Bedford Corn Exchange is an events and concert venue located on St Paul's Square in the Castle area of Bedford, Bedfordshire, England.

History of the Corn Exchange
The building (constructed in 1874) was designed to be a concert venue and meeting space, as well as a place of business. The basement contained offices, cloakrooms, kitchen, hall keepers room, and dining rooms. The build took two years and the total cost was £9,000. It replaced the "Floral Hall" building across St Paul's Square which had been constructed in 1849.

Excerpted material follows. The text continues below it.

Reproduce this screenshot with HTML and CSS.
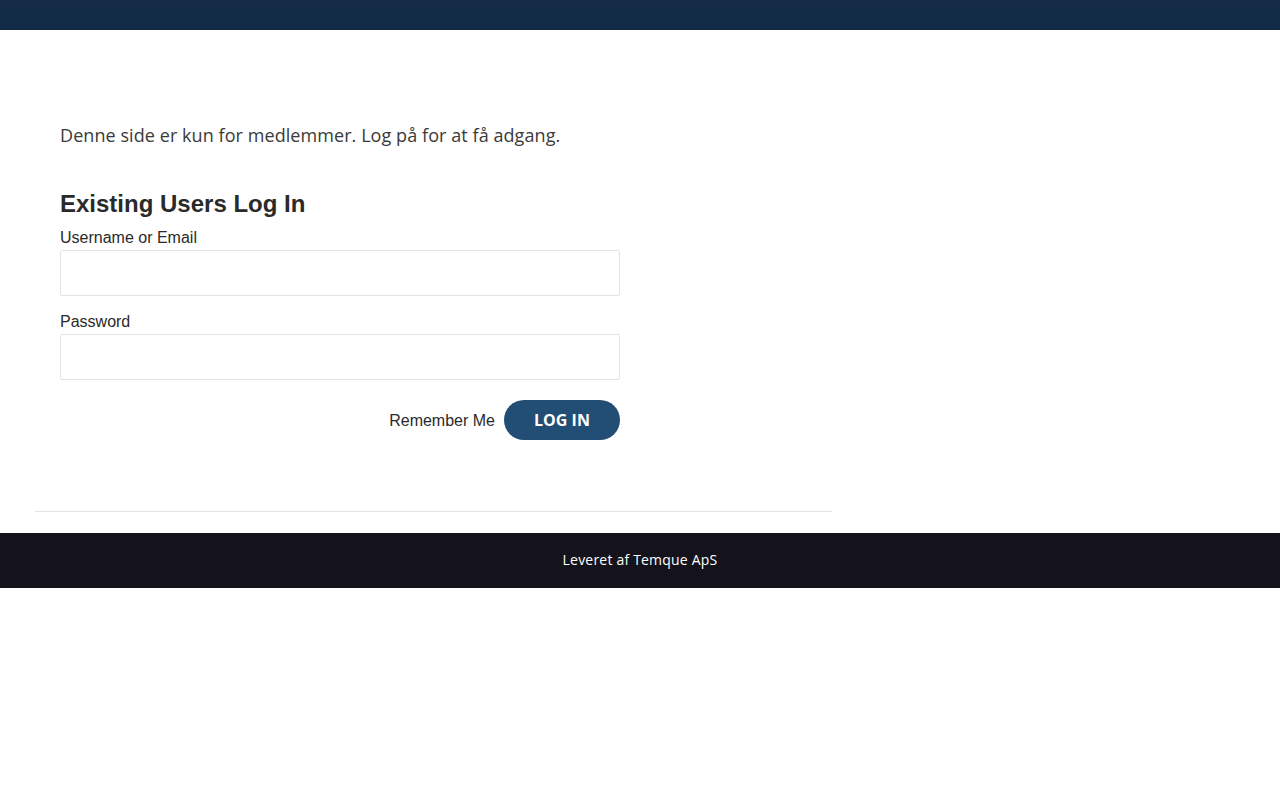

The BBC Symphony Orchestra used the Corn Exchange between September 1941 and July 1945 for public concerts which were broadcast to the nation. The BBC Music and Religious Departments moved to Bedford when it became too dangerous for them to be based in London or their wartime home, Bristol. Around 400 musicians, staff, and engineers moved to the town during World War Two.

In 1944, the BBC Proms came to Bedford. Since their birth, they had been performed in The Queen's Hall in London, which was destroyed by bombs on 10 May 1941. They moved to the Royal Albert Hall until that too became in danger and they transferred to the Corn Exchange for the rest of the 1944 season. The Corn Exchange played host to many star names during World War Two, including Glenn Miller, Bing Crosby, Marlene Dietrich, Vera Lynn, Bob Hope, Humphrey Bogart, Gracie Fields, David Niven, and Yehudi Menuhin. During this time, the Corn Exchange was also used as an Armed Forces Canteen.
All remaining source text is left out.